§ RECORD EXTRACTS:
----------------------------------------

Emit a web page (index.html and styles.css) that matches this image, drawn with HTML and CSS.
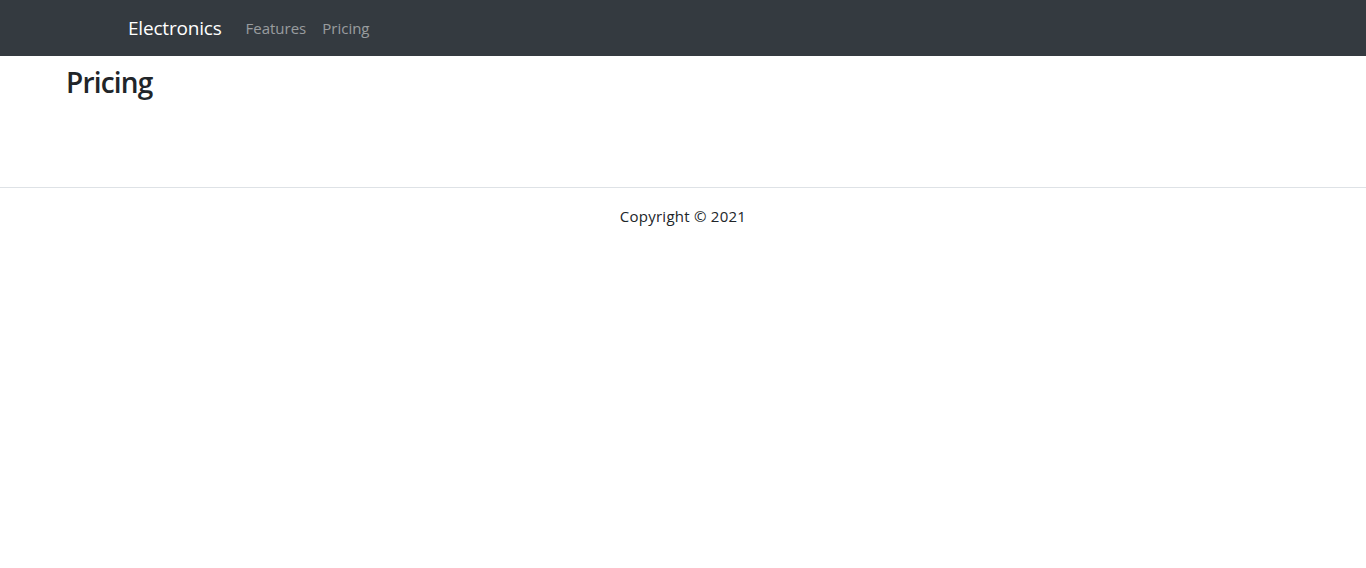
FILE: index.html
```html
<!DOCTYPE html>
<html lang="en">
<head>
<meta charset="utf-8">
<title>Electronics</title>
<link rel="stylesheet" href="styles.css">
</head>
<body>
<nav class="navbar">
  <div class="nav-container">
    <a class="brand" href="#">Electronics</a>
    <ul class="nav-links">
      <li><a href="#">Features</a></li>
      <li><a href="#">Pricing</a></li>
    </ul>
  </div>
</nav>
<main class="content">
  <h1 class="page-title">Pricing</h1>
</main>
<footer class="footer">
  <p>Copyright © 2021</p>
</footer>
</body>
</html>
```

FILE: styles.css
```css
* { box-sizing: border-box; }
body {
  margin: 0;
  font-family: "Open Sans", "Noto Sans", sans-serif;
  font-size: 16px;
  line-height: 1.5;
  color: #212529;
  background: #fff;
}
.navbar {
  background: #343a40;
  height: 56px;
  display: flex;
  align-items: center;
}
.nav-container {
  width: 1140px;
  margin: 0 auto;
  padding: 0 15px;
  display: flex;
  align-items: center;
}
.brand {
  color: #fff;
  text-decoration: none;
  font-size: 19px;
  letter-spacing: -0.2px;
  margin-right: 16px;
}
.nav-links {
  list-style: none;
  margin: 0;
  padding: 0;
  display: flex;
}
.nav-links a {
  display: block;
  padding: 8px 8px;
  color: rgba(255,255,255,0.5);
  text-decoration: none;
  font-size: 15px;
  letter-spacing: 0;
}
.content {
  height: 131px;
  padding: 10px 0 0 66px;
}
.page-title {
  margin: 0;
  font-size: 28px;
  font-weight: 550;
  line-height: 1.2;
  letter-spacing: -0.8px;
}
.footer {
  border-top: 1px solid #dee2e6;
  text-align: center;
  padding-top: 17px;
}
.footer p {
  margin: 0;
  font-size: 15px;
  letter-spacing: 0.25px;
}
```
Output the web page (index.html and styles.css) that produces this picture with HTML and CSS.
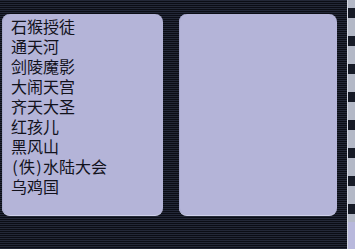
FILE: index.html
```html
<!DOCTYPE html>
<html lang="zh">
<head>
<meta charset="utf-8">
<title>Chapters</title>
<link rel="stylesheet" href="styles.css">
</head>
<body>
<div class="screen">
  <div class="panel left">
    <ul class="list">
      <li>石猴授徒</li>
      <li>通天河</li>
      <li>剑陵魔影</li>
      <li>大闹天宫</li>
      <li>齐天大圣</li>
      <li>红孩儿</li>
      <li>黑风山</li>
      <li><span class="paren">(</span>佚<span class="paren">)</span>水陆大会</li>
      <li>乌鸡国</li>
    </ul>
  </div>
  <div class="panel right"></div>
  <div class="rail"></div>
</div>
</body>
</html>
```
FILE: styles.css
```css
html, body {
  margin: 0;
  padding: 0;
}
body {
  width: 355px;
  height: 249px;
  overflow: hidden;
  background: #0c0e16;
}
.screen {
  display: flex;
  align-items: flex-start;
  width: 355px;
  height: 249px;
  background: repeating-linear-gradient(to bottom, #232838 0, #232838 1px, #0b0d15 1px, #0b0d15 2px);
}
.panel {
  margin-top: 14px;
  height: 201px;
  background: #b4b4d8;
  border-radius: 8px;
  border-bottom: 1px solid #cfd0ea;
  box-shadow: inset 1px 0 0 #a6a8cc;
}
.left {
  margin-left: 2px;
  width: 161px;
}
.right {
  margin-left: 16px;
  width: 158px;
}
.list {
  list-style: none;
  margin: 0;
  padding: 2px 0 0 9px;
  font-family: "Noto Sans CJK SC", "Noto Sans", sans-serif;
  font-size: 16px;
  line-height: 20px;
  color: #12121c;
}
.paren {
  display: inline-block;
  width: 8px;
  text-align: center;
}
.rail {
  margin-left: 10px;
  width: 7px;
  height: 249px;
  border-left: 1px solid #d6d9e4;
  background:
    linear-gradient(to bottom, transparent 0, transparent 222px, #b8b8dc 222px, #b8b8dc 249px),
    repeating-linear-gradient(to bottom, #b3b8c6 0, #b3b8c6 8px, #161a26 8px, #161a26 18px, #b3b8c6 18px, #b3b8c6 28px);
}
```
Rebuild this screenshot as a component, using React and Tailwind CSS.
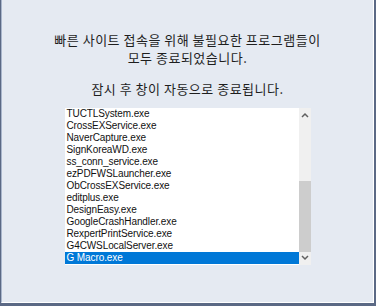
import React from "react"

const processes = [
  "TUCTLSystem.exe",
  "CrossEXService.exe",
  "NaverCapture.exe",
  "SignKoreaWD.exe",
  "ss_conn_service.exe",
  "ezPDFWSLauncher.exe",
  "ObCrossEXService.exe",
  "editplus.exe",
  "DesignEasy.exe",
  "GoogleCrashHandler.exe",
  "RexpertPrintService.exe",
  "G4CWSLocalServer.exe",
  "G Macro.exe",
]

export default function App() {
  return (
    <div className="w-[376px] h-[306px] bg-[#5b6985] pl-px pr-[2px] pb-[3px]">
      <div className="h-full bg-[#e5eaf2] border-l border-[#a9b6cc] border-r border-b border-r-white border-b-white flex flex-col items-center">
        <div
          className="mt-[31px] text-[13px] leading-[18px] text-[#1e1e1e] text-center tracking-[0.5px]"
          style={{ fontFamily: '"Noto Sans CJK KR", sans-serif' }}
        >
          <p>빠른 사이트 접속을 위해 불필요한 프로그램들이</p>
          <p>모두 종료되었습니다.</p>
          <p className="mt-[13px]">잠시 후 창이 자동으로 종료됩니다.</p>
        </div>

        <div className="mt-[10px] flex w-[246px] h-[157px]" style={{ fontFamily: '"Liberation Sans", Arial, sans-serif' }}>
          <ul className="flex-1 bg-white text-[10px] leading-[12px] tracking-[-0.1px] text-[#111111]">
            {processes.map((name, i) => (
              <li
                key={name}
                className={
                  "h-[12px] pl-[2px] whitespace-nowrap " +
                  (i === processes.length - 1 ? "bg-[#0078d7] text-white" : "")
                }
              >
                {name}
              </li>
            ))}
          </ul>
          <div className="w-[12px] bg-[#f0f0f0] flex flex-col items-center">
            <svg className="mt-[4px]" width="8" height="6" viewBox="0 0 8 6">
              <path d="M1 5 L4 2 L7 5" fill="none" stroke="#606060" strokeWidth="1.5" />
            </svg>
            <div className="mt-[63px] w-[12px] h-[71px] bg-[#cdcdcd]" />
            <svg className="mt-[3px]" width="8" height="6" viewBox="0 0 8 6">
              <path d="M1 1 L4 4 L7 1" fill="none" stroke="#606060" strokeWidth="1.5" />
            </svg>
          </div>
        </div>
      </div>
    </div>
  )
}
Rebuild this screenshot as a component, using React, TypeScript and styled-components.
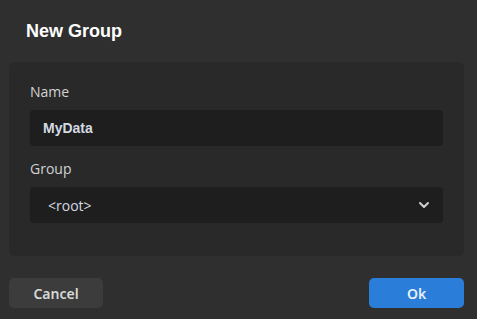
import styled, { createGlobalStyle } from "styled-components"

const GlobalStyle = createGlobalStyle`
html, body {
  margin: 0;
  padding: 0;
  background: #2f2f2f;
}
`

const Dialog = styled.div`
width: 477px;
height: 319px;
box-sizing: border-box;
display: flex;
flex-direction: column;
padding: 0 13px 0 9px;
background: #2f2f2f;
font-family: "Open Sans", sans-serif;
`

const Title = styled.h1`
margin: 0;
padding: 21px 0 0 17px;
height: 62px;
box-sizing: border-box;
font-family: "Liberation Sans", Arial, sans-serif;
font-size: 18px;
font-weight: bold;
color: #ffffff;
`

const Panel = styled.div`
display: flex;
flex-direction: column;
height: 194px;
box-sizing: border-box;
padding: 20px 21px 0 21px;
background: #292929;
border-radius: 6px;
`

const Label = styled.label`
font-size: 14px;
line-height: 19px;
color: #d2d2d2;
margin-bottom: 9px;
`

const Field = styled.div<{ $bold?: boolean }>`
display: flex;
align-items: center;
justify-content: space-between;
height: 36px;
box-sizing: border-box;
padding: 0 13px 0 ${p => (p.$bold ? "13px" : "18px")};
background: #1e1e1e;
border-radius: 4px;
font-family: ${p => (p.$bold ? '"Liberation Sans", Arial, sans-serif' : '"Open Sans", sans-serif')};
font-size: 14px;
font-weight: ${p => (p.$bold ? "bold" : "normal")};
color: #d4dae2;
margin-bottom: 13px;
`

const Footer = styled.div`
display: flex;
justify-content: space-between;
margin-top: 22px;
`

const Button = styled.button<{ $primary?: boolean }>`
width: ${p => (p.$primary ? "95px" : "94px")};
height: 30px;
border: none;
border-radius: 5px;
background: ${p => (p.$primary ? "#2a7dd9" : "#3c3c3c")};
color: ${p => (p.$primary ? "#e8f0fa" : "#d8d8d8")};
font-family: "Noto Sans", sans-serif;
font-size: 14px;
font-weight: 600;
cursor: pointer;
`

const Chevron = () => (
  <svg width="12" height="12" viewBox="0 0 12 12" fill="none">
    <path d="M2 4l4 4 4-4" stroke="#d0d0d0" strokeWidth="2" strokeLinecap="round" strokeLinejoin="round" />
  </svg>
)

export default function App() {
  return (
    <>
      <GlobalStyle />
      <Dialog>
        <Title>New Group</Title>
        <Panel>
          <Label>Name</Label>
          <Field $bold>MyData</Field>
          <Label>Group</Label>
          <Field>
            <span>&lt;root&gt;</span>
            <Chevron />
          </Field>
        </Panel>
        <Footer>
          <Button>Cancel</Button>
          <Button $primary>Ok</Button>
        </Footer>
      </Dialog>
    </>
  )
}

----------------------------------------

§ REQUIREMENT: Copy all lines above containing the string "index".

§ FULL RESPONSE:
Emit a web page (index.html and styles.css) that matches this image, drawn with HTML and CSS.
FILE: index.html
Output the web page (index.html and styles.css) that produces this picture with HTML and CSS.
FILE: index.html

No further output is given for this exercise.